The feasibility of underground hydrogen storage in salt caverns
Aug 12 2021
Author credit – Stephen B. Harrison, Allegra Cresswell-Turner and S. Hamid Yousefi, sbh4 consulting
There are different methods for energy storage based on the storage time and energy deliverability such as batteries, flywheels, thermal energy storage, compressed air energy storage, pumped hydro, and hydrogen. The optimum method depends on the storage duration, energy release rate and storage capacity. To add flexibility to integrated energy systems, long term, high-capacity energy storage will be essential to balance seasonal variations in energy supply and demand. A technology known as Underground Hydrogen Storage, or UHS is ideal for this application.
UHS technology and case studies
Salt caverns are man-made cavities in salt deposits below ground. They are created using a technique called ‘solution mining’. During this process, water is injected into the underground salt layer to dissolve the rock salt gradually. The generated brine is extracted from the well and can either be used for industrial or commercial applications, or must be carefully disposed of in the ocean or nearby salt-lake. When the cavern reaches the designed volume, gas is injected into the cavern to displace the residual brine.
The salt cavern is then pressurised to its working pressure, which may be between 150 and 200 bar. The total gas injected into the salt caverns cannot be recovered in withdrawal cycles because a residual pressure of about 50 bar is required inside the salt cavern to strengthen it. This pressurised ‘cushion gas’ acts like air inside a balloon, retaining its firm round shape.
Salt caverns are generally located at a depth of between 500 and 2,000m below the sea level, with an internal volume in the range of 100,000 to 1,000,000m3. They are typically 200m high and have a diameter of 50m. The amount of gas that that can be injected and withdrawn in each cycle is called ‘working gas’. The total gas storage volume is therefore comprised of cushion gas and working gas, typically, 30% of the total gas is used for cushion gas in salt caverns.
Currently, two UHS pilots are planned in Germany and Netherlands in 2021-2022. A larger project in Utah, USA is also in development. This scheme involves Mitsubishi Hitachi Power Systems (MHPS) and Magnum Development, who intend to create a massive green hydrogen storage hub close to the town of Delta by 2025. They will use more than 1GW of electrolysers to produce hydrogen and store it in 100 huge underground salt caverns for seasonal energy demand balancing.
The role of UHS in energy system integration
The North Sea and its nearby onshore region could also be an attractive choice for energy system integration, where CO2 could be injected into oil and gas reservoirs and aquifers to generate blue hydrogen from local natural gas resources. Offshore wind power generation is being installed at GW scale, enabling green hydrogen production. The green and blue hydrogen can be stored in multiple UHS salt caverns, thereby fully harnessing natural resources above and below the ground in the region. The North Sea Energy program and the Zero Carbon Humber project are planning to use this region capability for sustainable energy system.

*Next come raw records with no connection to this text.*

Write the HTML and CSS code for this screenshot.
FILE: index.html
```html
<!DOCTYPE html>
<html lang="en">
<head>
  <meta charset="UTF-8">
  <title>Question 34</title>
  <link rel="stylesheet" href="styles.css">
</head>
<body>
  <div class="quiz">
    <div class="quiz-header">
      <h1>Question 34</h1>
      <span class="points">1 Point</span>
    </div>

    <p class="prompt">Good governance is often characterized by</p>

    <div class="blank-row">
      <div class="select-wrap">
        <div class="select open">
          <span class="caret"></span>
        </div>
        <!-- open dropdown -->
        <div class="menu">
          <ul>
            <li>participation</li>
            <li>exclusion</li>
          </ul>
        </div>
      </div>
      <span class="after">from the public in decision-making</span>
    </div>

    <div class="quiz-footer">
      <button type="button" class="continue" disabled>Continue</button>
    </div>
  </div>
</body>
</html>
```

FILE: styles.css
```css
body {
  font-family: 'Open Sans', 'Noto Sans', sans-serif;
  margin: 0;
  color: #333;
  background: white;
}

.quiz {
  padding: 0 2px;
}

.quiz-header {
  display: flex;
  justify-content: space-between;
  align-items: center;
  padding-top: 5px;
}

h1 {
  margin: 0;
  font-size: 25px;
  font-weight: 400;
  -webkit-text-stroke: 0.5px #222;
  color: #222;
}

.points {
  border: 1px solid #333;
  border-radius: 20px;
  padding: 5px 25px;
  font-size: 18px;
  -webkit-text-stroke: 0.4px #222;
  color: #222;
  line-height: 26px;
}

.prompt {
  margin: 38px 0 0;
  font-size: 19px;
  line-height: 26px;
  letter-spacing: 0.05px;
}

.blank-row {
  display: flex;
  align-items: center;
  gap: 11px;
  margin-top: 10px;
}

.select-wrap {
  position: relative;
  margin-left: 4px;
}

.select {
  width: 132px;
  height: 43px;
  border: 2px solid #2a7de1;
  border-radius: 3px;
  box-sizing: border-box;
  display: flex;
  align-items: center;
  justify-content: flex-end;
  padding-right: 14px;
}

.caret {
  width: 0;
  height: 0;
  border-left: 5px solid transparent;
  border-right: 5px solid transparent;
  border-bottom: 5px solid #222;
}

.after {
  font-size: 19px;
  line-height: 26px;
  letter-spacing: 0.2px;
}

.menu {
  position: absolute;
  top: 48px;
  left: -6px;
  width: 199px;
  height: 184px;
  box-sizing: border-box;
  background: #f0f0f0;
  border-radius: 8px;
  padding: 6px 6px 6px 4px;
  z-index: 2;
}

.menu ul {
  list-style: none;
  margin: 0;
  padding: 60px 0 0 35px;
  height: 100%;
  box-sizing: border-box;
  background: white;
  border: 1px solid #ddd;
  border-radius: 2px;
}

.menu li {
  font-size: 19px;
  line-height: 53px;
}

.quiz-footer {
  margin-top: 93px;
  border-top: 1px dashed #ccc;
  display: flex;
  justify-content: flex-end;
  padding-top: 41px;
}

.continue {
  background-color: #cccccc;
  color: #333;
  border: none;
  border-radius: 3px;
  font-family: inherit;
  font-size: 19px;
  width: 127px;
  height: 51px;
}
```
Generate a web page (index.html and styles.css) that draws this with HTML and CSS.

The main elements for economic analysis of UHS in salt caverns are geological construction, cushion gas investment, surface facility design (compressor and dehydration unit) and the initial cost of drilling wells and bride disposal. CAPEX can be in the order of €50-100 million per cavern and when also considering and OPEX costs during the lifetime of the operation, the levelized cost of storage can be expected to be in the region of €1-2 per kg of stored hydrogen.
Overall, salt caverns are suitable choices for large-scale, long-term hydrogen storage as they can add flexibility to the electrical grid on daily basis, as well as offering seasonal energy storage in an integrated energy system.